All of it. You can't really get around physics.

Iridium has historically targeted low-power, omnidirectional terminals (antennas can be larger at lower frequencies without requiring steering than at higher frequencies).

They recently had some forays into steered, high-bandwidth antennas with their Certus line and their second-generation satellites that now allow native packet switching (the first gen was circuit-switched at 2.4 kbps only), but that brings you into the bandwidth-limited regime, and is honestly just a waste of scarce L-band spectrum and much better served by all the Ku- and Ka-band LEO competitors.

It's going to be interesting to see if Rocketlab start also serving that market, like some of their main competitors already are.

> (antennas can be larger at lower frequencies without requiring steering than at higher frequencies).

No.

1. Iridium uses frequencies fairly close to GPS (~1.6GHz).

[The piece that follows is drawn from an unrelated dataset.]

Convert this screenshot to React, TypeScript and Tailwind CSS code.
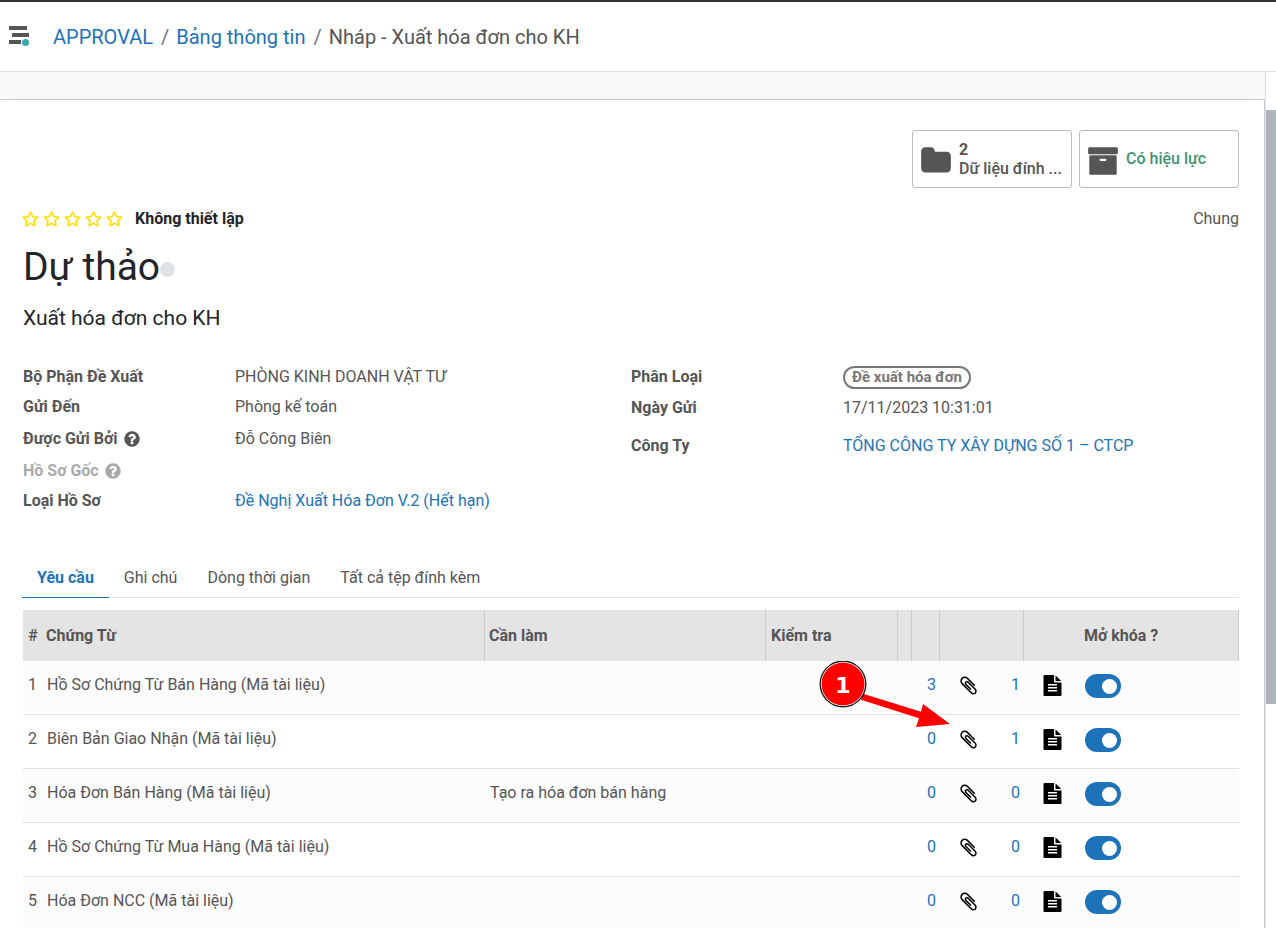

2. Iridium uses cylindrically-polarized transmissions (like GPS), which enable compact omnidirectional helical antennas

> They recently had some forays into steered, high-bandwidth antennas with their Certus line and their second-generation satellites that now allow native packet switching (the first gen was circuit-switched at 2.4 kbps only), but that brings you into the bandwidth-limited regime,

This is AI slop?

No, the point of using an electrically-steered beam antenna is that it improves SNR, so that you are not bandwidth limited.